Nell’infanzia il cibo ha un valore simbolico e vitale e il rapporto che genereremo tra loro e il nutrimento nei primi li accompagnerà probabilmente per tutta la vita.
Menziono qui un veloce passaggio sull’approfondimento specifico sul Premiare i bambini con il cibo, che ti invito a leggere con attenzione.

“Molti adulti vivono il cibo come un elemento consolatorio (mangiare dolci per consolarsi) o punitivo (smettere di mangiare se non si rispettano più dei canoni imposti dall’esterno).
In entrambi i casi, quello che si blocca è la capacità di ascoltare i propri bisogni alimentari ed emotivi.
Si blocca la capacità di capire se si vuole mangiare un cioccolatino per innocente golosità e voglia o se per colmare qualcosa. Si interrompe la capacità di capire se non si sente fame o ci si priva di cibo perché si è davvero inappetenti momentaneamente o se perché ci si sente “immeritevoli” di un premio.”

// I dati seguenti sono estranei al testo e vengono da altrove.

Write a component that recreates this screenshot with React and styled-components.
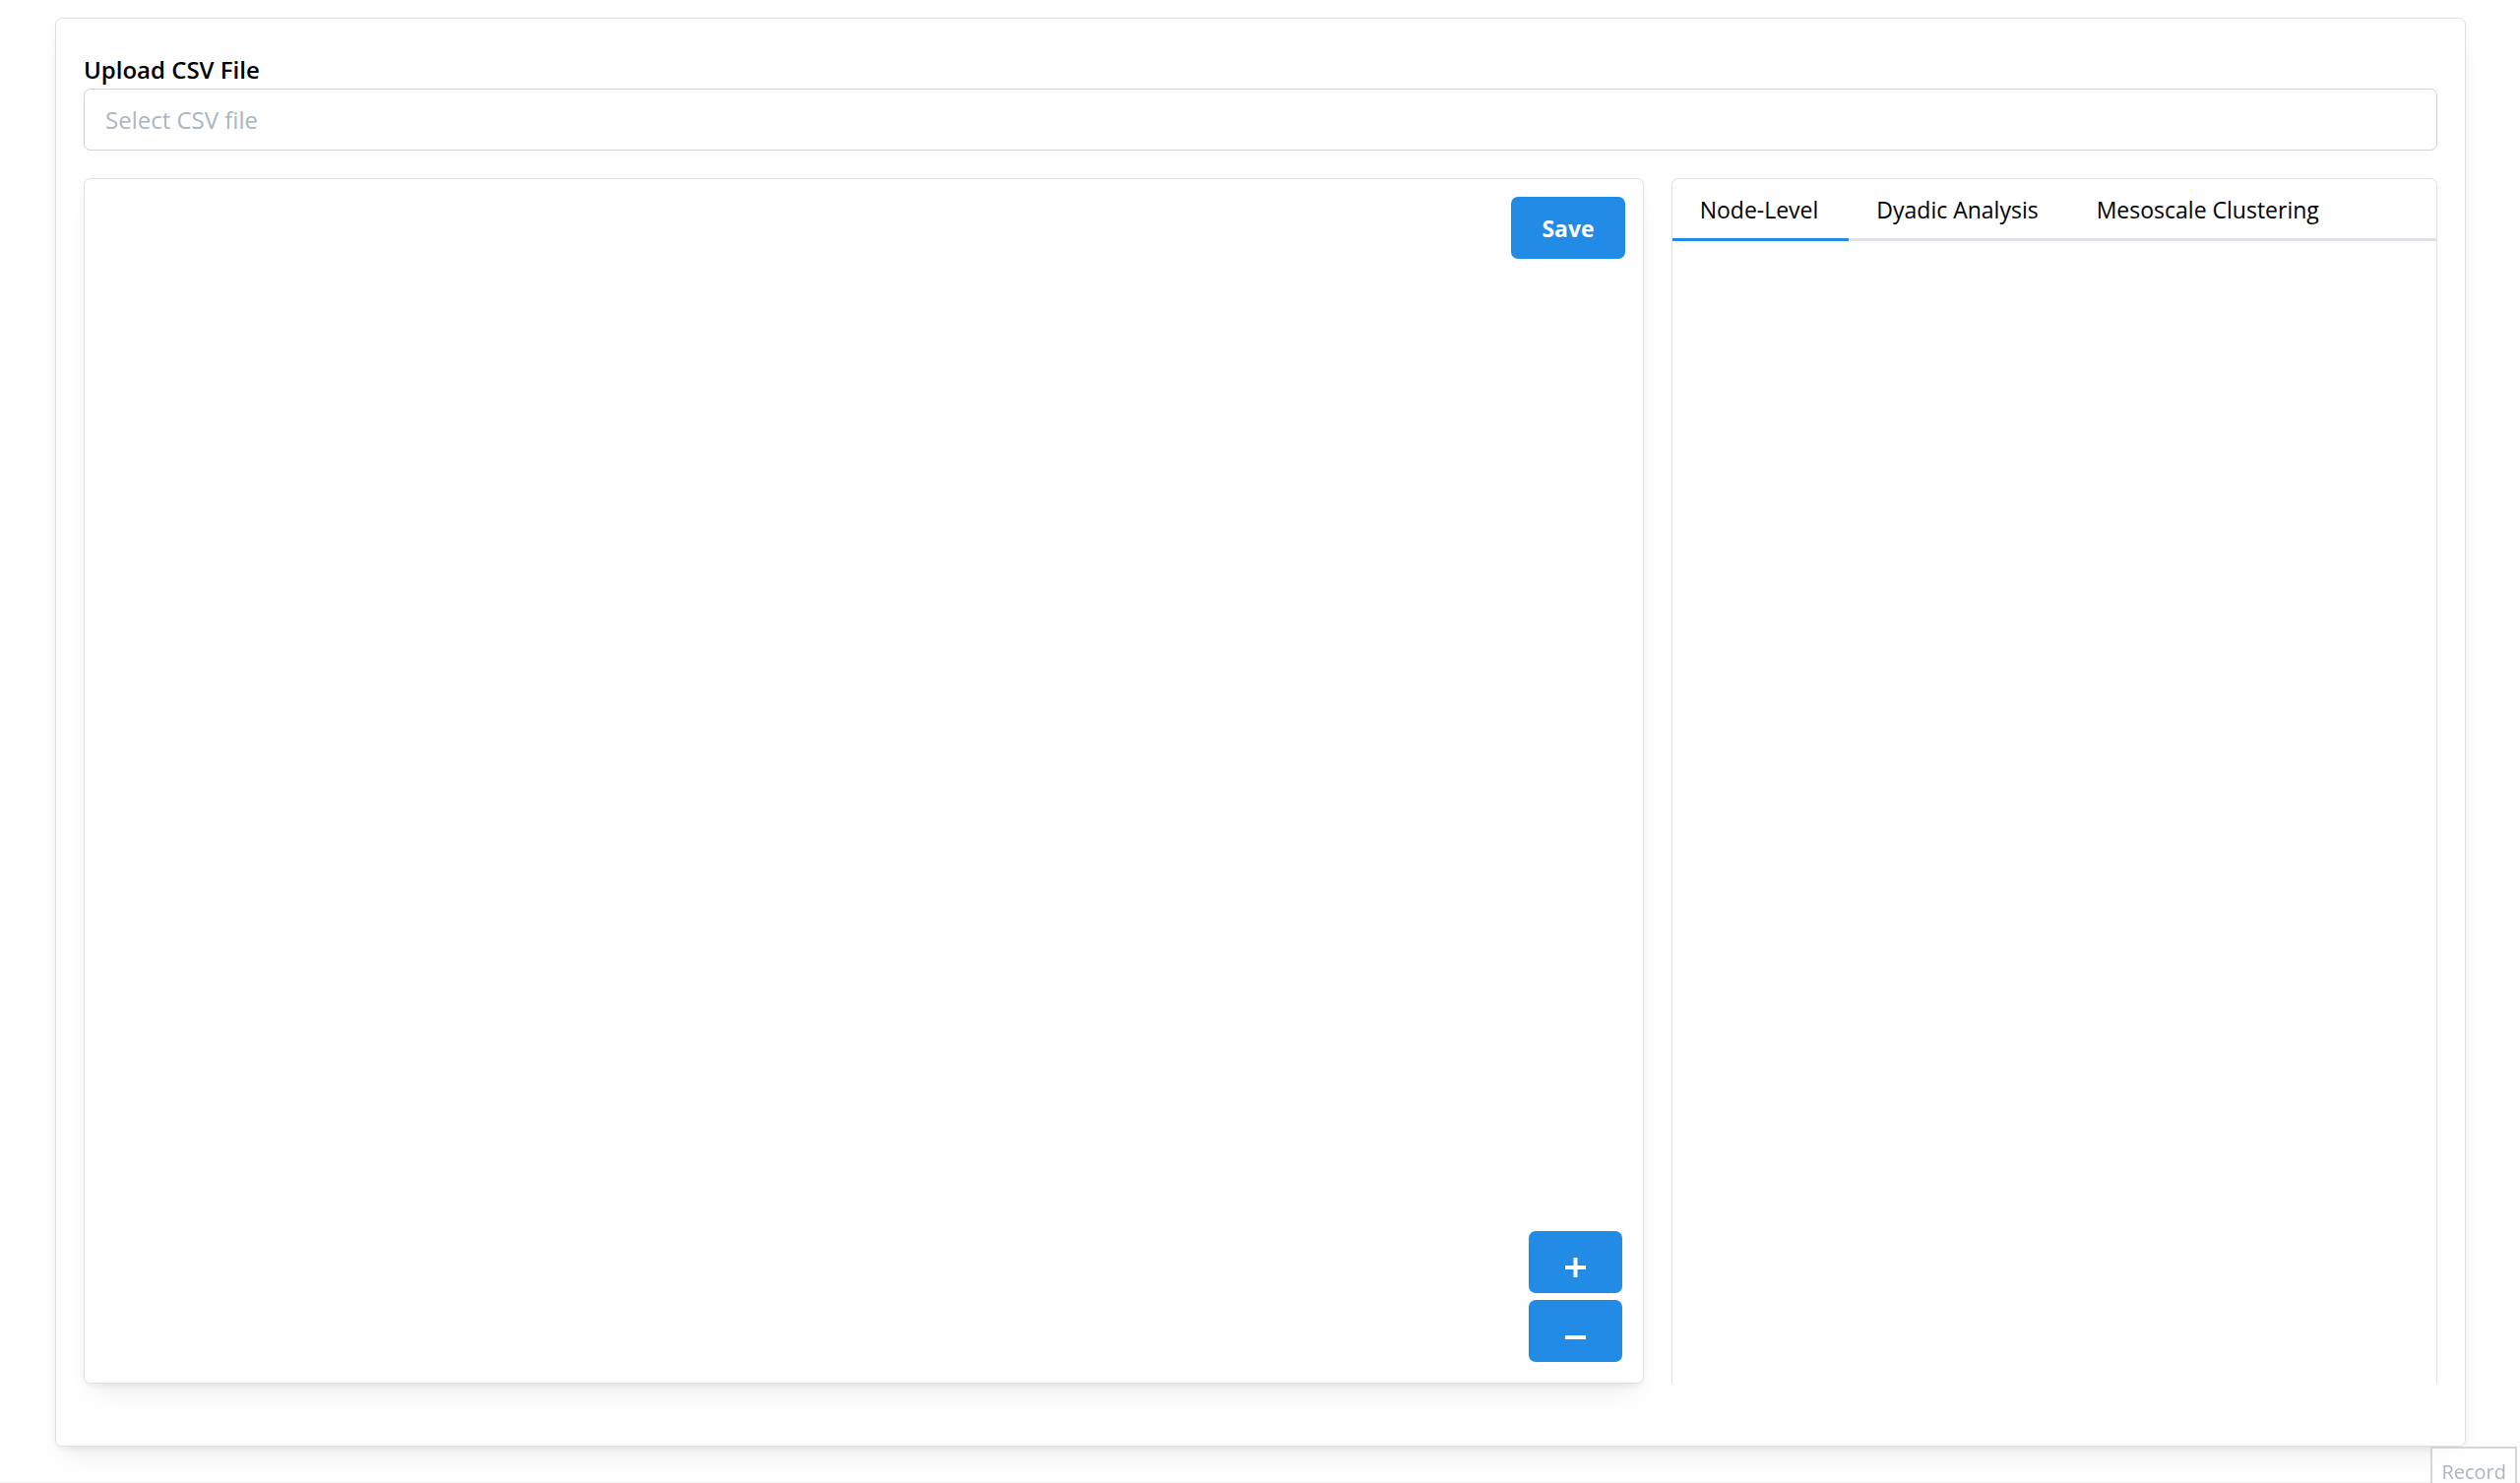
import React, { useState } from "react";
import styled, { createGlobalStyle } from "styled-components";

const BLUE = "#228be6";
const BORDER = "#dee2e6";
const INPUT_BORDER = "#ced4da";
const PLACEHOLDER = "#adb5bd";
const SHADOW = `
  0 2px 5px rgba(0, 0, 0, 0.05),
  0 18px 26px -9px rgba(0, 0, 0, 0.05),
  0 12px 12px -9px rgba(0, 0, 0, 0.04)
`;

const TABS = ["Node-Level", "Dyadic Analysis", "Mesoscale Clustering"];

const App = () => {
  const [activeTab, setActiveTab] = useState(TABS[0]);

  return (
    <>
      <GlobalStyle />
      <Page>
        <Card>
          <Field>
            <Label htmlFor="csv-file">Upload CSV File</Label>
            <FileInput id="csv-file" type="text" placeholder="Select CSV file" readOnly />
          </Field>
          <Columns>
            <Graph>
              <SaveButton type="button">Save</SaveButton>
              <ZoomControls>
                <ZoomButton type="button" aria-label="Zoom in">
                  <ZoomIcon plus />
                </ZoomButton>
                <ZoomButton type="button" aria-label="Zoom out">
                  <ZoomIcon />
                </ZoomButton>
              </ZoomControls>
            </Graph>
            <Analysis>
              <TabList role="tablist">
                {TABS.map(tab => (
                  <Tab
                    key={tab}
                    type="button"
                    role="tab"
                    aria-selected={tab === activeTab}
                    $active={tab === activeTab}
                    onClick={() => setActiveTab(tab)}
                  >
                    {tab}
                  </Tab>
                ))}
              </TabList>
            </Analysis>
          </Columns>
        </Card>
      </Page>
      <RecordButton type="button">Record</RecordButton>
    </>
  );
};

export default App;

const ZoomIcon = ({ plus }) => (
  <svg width="21" height="20" viewBox="0 0 21 20" fill="#fff" aria-hidden="true">
    {plus ? (
      <>
        <rect y="8" width="21" height="4" />
        <rect x="8.5" width="4" height="20" />
      </>
    ) : (
      <rect y="9" width="21" height="4" />
    )}
  </svg>
);

const GlobalStyle = createGlobalStyle`
  *, *::before, *::after {
    box-sizing: border-box;
  }

  body {
    margin: 0;
    background: #fefefe;
    color: #000;
    font-family: "Segoe UI", "Open Sans", sans-serif;
    font-size: 24px;
    line-height: 38px;
  }

  button, input {
    font: inherit;
  }
`;

const Page = styled.main`
  padding: 18px 55px 36px 56px;
  border-bottom: 1px solid #f1f1f1;
`;

const Card = styled.section`
  padding: 28px 28px 63px;
  border: 1px solid ${BORDER};
  border-radius: 7px;
  box-shadow: ${SHADOW};
`;

const Field = styled.div`
  display: flex;
  flex-direction: column;
  padding-top: 5px;
  margin-bottom: 28px;
`;

const Label = styled.label`
  font-weight: 600;
`;

const FileInput = styled.input`
  width: 100%;
  height: 63px;
  padding: 0 21px;
  border: 1px solid ${INPUT_BORDER};
  border-radius: 7px;
  background: transparent;
  cursor: pointer;

  &::placeholder {
    color: ${PLACEHOLDER};
    opacity: 1;
  }
`;

const Columns = styled.div`
  display: grid;
  grid-template-columns: repeat(12, 1fr);
  gap: 28px;
`;

const Graph = styled.div`
  grid-column: span 8;
  display: flex;
  flex-direction: column;
  justify-content: space-between;
  align-items: flex-end;
  height: 1225px;
  padding: 18px 18px 21px;
  border: 1px solid ${BORDER};
  border-radius: 7px;
  box-shadow: ${SHADOW};
`;

const Button = styled.button`
  height: 63px;
  border: 0;
  border-radius: 7px;
  background: ${BLUE};
  color: #fff;
  cursor: pointer;
`;

const SaveButton = styled(Button)`
  padding: 0 31px;
  font-size: 23px;
  font-weight: 700;
`;

const ZoomControls = styled.div`
  display: flex;
  flex-direction: column;
  gap: 7px;
  padding-right: 3px;
`;

const ZoomButton = styled(Button)`
  display: flex;
  align-items: center;
  justify-content: center;
  width: 95px;
  padding: 10px 0 0;
`;

const Analysis = styled.div`
  grid-column: span 4;
  border: 1px solid ${BORDER};
  border-bottom: 0;
  border-radius: 7px 7px 0 0;
`;

const TabList = styled.div`
  display: flex;
  box-shadow: inset 0 -3px ${BORDER};
`;

const Tab = styled.button`
  height: 63px;
  padding: 2px 31px 0 28px;
  border: 0;
  border-bottom: 3px solid ${({ $active }) => ($active ? BLUE : "transparent")};
  background: none;
  color: inherit;
  font-size: 23px;
  white-space: nowrap;
  cursor: pointer;
`;

const RecordButton = styled.button`
  position: fixed;
  right: 3px;
  bottom: -15px;
  height: 52px;
  padding: 0 9px;
  border: 2px solid #d3d6d9;
  background: rgba(254, 254, 254, 0.8);
  color: ${PLACEHOLDER};
  font-size: 20px;
`;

Ribaltiamo i nostri parametri

Se noi crediamo che schiacciare ogni azione con un premio o un’approvazione forzata sia una buona idea non è perché siamo genitori cattivi o disattenti: vuol dire che anche noi siamo cresciuti in un mondo in cui il nostro valore viene stabilito e misurato per sempre su delle chiavi di performatività, per cui se fai delle cose sei “bravo”, se non le fai non lo sei.

Il nostro essere genitori può essere il primo passo per riflettere su questi aspetti e, crescendo i nostri figli, cambiare la società della performatività a tutti i costi, in cui non c’è niente che non si fa in cambio di nulla.